Superintendent Perda praised steering committee member Joseph J. Bafaro, absent due to an injury, and said he will receive the diocese’s St. Paul Award later.
The full-tuition scholarships from Anna Maria College, Assumption University, and the College of the Holy Cross, each for a qualified St. Paul’s senior who is accepted and enrolls, are to be announced later, because of changes in college admissions processes, Superintendent Perda said.
Another difference in this year’s recognition reception was that it was held in December, with a winter theme, instead of in the spring. Superintendent Perda said that was to avoid having two fundraisers held close together.
The other major fundraiser, the Bishop George Rueger Memorial Adopt-A-Student Golf Tournament, was moved from August to June this year, with the change in location from Wachusett Country Club in West Boylston to Blackstone National Golf Club in Sutton. Making changes, at least for this year, “allows us to try things out,” Superintendent Perda said. “We want them to be fun events that highlight the good work of our students and our schools.”
Another Adopt-A-Student fundraiser is an end-of-year letter to donors.

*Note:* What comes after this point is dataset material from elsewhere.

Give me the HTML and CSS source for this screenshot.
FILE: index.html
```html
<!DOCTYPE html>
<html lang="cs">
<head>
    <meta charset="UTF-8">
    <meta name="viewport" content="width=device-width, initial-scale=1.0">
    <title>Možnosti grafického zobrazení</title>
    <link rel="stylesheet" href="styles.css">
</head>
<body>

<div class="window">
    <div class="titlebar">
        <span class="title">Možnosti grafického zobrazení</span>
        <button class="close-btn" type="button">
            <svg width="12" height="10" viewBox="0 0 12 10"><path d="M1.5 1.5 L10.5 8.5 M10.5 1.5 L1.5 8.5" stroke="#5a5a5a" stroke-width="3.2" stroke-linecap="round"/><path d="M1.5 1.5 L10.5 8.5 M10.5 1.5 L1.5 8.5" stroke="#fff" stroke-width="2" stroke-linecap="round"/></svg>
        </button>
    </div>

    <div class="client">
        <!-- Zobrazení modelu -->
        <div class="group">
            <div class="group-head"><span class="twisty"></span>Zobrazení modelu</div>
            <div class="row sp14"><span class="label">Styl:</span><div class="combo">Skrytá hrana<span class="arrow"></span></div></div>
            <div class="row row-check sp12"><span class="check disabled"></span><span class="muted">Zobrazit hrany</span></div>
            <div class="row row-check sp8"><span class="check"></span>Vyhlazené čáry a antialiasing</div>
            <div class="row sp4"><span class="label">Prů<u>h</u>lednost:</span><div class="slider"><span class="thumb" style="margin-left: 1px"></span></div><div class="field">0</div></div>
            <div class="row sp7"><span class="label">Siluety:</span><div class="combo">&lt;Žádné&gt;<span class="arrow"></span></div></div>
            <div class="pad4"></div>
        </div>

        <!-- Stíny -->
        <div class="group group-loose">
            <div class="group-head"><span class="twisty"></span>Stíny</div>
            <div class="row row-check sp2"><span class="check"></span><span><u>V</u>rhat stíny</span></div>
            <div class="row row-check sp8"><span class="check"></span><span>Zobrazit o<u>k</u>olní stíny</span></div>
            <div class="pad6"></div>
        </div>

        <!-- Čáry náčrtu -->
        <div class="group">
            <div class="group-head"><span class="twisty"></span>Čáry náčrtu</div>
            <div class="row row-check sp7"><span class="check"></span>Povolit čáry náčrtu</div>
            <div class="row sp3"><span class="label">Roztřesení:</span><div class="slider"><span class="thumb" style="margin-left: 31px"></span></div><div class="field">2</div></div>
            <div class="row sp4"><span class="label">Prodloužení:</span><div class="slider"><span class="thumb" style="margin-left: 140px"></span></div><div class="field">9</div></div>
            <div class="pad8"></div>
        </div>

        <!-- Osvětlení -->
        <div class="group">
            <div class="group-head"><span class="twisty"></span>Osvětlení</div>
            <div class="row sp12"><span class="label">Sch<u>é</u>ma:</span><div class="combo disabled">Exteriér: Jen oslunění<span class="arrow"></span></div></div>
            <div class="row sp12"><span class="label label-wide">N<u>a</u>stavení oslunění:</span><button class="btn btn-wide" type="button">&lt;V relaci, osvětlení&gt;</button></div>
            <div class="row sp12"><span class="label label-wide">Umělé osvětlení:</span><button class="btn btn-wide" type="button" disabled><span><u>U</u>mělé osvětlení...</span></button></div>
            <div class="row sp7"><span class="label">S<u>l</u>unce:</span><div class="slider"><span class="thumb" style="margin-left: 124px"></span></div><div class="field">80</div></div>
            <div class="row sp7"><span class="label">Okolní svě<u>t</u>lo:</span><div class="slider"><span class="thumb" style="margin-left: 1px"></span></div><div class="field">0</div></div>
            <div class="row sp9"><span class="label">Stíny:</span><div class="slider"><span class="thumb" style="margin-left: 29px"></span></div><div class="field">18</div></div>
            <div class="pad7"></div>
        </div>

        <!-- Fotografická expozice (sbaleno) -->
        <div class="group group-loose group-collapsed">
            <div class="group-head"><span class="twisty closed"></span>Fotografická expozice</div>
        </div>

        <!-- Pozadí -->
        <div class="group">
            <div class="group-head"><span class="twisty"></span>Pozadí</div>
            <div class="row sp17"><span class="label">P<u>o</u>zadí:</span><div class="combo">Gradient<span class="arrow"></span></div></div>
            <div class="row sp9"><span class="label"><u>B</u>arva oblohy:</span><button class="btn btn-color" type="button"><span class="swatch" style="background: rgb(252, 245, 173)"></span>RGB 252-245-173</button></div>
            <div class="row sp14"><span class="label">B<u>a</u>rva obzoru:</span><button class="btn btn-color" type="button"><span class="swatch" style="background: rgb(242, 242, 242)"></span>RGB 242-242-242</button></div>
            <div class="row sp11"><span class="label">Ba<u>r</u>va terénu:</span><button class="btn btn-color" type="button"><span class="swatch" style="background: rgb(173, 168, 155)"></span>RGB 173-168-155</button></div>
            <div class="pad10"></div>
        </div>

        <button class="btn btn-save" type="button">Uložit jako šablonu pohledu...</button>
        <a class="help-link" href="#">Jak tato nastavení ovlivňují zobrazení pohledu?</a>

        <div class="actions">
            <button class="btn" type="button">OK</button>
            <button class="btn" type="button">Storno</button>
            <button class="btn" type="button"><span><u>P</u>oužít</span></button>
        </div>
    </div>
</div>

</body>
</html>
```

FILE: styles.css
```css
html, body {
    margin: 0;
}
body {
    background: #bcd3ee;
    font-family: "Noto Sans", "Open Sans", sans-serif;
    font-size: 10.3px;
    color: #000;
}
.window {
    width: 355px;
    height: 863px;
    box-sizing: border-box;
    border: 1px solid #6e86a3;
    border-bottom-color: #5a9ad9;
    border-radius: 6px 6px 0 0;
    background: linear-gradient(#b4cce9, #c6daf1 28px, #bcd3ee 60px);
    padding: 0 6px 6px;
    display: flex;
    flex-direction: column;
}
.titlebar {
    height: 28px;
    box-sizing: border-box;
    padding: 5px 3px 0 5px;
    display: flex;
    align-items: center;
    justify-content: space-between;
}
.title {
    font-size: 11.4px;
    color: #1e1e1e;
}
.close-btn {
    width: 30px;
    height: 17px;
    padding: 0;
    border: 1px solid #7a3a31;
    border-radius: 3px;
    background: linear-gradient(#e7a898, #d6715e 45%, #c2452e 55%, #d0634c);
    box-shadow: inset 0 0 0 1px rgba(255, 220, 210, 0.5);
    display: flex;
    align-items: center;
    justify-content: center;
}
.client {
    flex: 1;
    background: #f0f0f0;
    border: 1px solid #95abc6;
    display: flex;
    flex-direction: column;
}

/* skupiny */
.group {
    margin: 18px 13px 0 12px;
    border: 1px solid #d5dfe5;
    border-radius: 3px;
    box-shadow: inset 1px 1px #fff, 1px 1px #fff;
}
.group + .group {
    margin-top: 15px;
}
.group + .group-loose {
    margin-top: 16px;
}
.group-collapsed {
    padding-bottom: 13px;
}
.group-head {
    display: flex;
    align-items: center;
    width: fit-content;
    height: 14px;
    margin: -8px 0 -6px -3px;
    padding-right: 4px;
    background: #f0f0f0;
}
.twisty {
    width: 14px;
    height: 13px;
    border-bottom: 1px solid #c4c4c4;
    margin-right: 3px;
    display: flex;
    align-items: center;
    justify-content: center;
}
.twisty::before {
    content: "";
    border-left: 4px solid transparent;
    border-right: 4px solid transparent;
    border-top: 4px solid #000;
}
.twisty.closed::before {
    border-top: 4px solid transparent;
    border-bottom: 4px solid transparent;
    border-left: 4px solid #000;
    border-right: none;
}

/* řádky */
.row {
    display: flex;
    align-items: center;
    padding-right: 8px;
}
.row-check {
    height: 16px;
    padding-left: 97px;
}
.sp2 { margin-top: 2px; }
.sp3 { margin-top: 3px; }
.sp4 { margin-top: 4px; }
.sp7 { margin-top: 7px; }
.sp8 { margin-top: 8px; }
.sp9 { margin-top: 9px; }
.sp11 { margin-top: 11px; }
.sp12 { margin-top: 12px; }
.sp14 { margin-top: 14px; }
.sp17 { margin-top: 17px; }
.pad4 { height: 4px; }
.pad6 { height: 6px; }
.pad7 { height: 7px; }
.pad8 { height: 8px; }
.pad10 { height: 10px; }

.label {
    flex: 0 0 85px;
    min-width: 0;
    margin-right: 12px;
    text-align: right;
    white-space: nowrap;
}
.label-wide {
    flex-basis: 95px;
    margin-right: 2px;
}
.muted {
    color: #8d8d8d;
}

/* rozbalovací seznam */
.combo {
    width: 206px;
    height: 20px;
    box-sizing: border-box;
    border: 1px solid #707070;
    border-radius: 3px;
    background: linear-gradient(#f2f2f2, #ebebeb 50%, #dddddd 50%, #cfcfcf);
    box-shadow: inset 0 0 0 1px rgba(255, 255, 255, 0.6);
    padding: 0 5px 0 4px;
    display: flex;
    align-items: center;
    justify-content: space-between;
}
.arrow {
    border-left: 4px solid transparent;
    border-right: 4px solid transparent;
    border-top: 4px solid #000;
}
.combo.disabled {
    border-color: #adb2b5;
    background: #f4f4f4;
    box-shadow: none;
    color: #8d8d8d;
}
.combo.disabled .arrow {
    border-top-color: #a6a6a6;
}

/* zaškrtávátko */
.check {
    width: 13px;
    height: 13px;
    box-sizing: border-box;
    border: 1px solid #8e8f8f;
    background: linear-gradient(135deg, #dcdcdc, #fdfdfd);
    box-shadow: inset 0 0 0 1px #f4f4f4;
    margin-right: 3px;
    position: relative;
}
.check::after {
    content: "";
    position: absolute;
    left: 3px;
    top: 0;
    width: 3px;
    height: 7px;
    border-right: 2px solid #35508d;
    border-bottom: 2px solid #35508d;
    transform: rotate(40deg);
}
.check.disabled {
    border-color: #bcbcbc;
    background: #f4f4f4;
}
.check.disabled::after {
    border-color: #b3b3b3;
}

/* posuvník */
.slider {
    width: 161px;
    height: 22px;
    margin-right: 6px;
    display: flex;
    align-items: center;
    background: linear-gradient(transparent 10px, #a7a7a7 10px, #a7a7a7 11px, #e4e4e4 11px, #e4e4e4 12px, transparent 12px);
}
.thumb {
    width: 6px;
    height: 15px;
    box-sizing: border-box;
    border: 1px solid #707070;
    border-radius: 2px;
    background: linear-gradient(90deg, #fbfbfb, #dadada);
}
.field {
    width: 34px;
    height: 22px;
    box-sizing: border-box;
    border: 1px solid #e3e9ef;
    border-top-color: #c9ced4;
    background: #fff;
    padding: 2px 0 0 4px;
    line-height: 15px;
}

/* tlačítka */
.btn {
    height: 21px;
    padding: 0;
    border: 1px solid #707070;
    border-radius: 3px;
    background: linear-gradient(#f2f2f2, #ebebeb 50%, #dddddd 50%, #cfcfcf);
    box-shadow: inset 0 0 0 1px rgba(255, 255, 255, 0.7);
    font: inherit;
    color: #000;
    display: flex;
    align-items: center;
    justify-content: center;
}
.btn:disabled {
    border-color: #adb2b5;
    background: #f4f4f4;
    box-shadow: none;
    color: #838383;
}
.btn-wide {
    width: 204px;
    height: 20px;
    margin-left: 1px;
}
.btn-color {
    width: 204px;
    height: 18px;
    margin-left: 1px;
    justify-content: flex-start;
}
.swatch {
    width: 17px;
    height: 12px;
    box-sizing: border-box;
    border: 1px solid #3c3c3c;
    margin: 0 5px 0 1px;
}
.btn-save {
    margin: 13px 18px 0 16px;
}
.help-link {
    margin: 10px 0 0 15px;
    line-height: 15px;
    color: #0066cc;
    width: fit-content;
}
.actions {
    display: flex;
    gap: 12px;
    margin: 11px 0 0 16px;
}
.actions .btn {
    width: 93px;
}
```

“People are getting ready for the tax season,” and might be able to reduce their taxes by making charitable contributions, the superintendent said. “I can’t think of a better cause than Adopt-A-Student.”
The reception raises money in various ways. Superintendent Perda said this week that donations are still expected and proceeds are not yet tallied.
Event sponsors listed in the program booklet consisted of five Platinum sponsors, three Gold Sponsors and seven Bronze Sponsors.
The $5,000 that Platinum Sponsors donated subsidizes tuition for one student. Gold Sponsors donate $3,000 and Bronze, $1,000.
Individuals, businesses etc. can also just advertise in the program, purchase tickets, and/or make a donation, Superintendent Perda said.
Prizes for this year’s raffle for the Robert R. Pape Memorial Scholarship Fund were donated gifts from businesses and supporters instead of money. Superintendent Perda said this fund named for Mr. Pape, a steering committee chairman who died in 2022, is one of the funds within the Adopt-A-Student Program.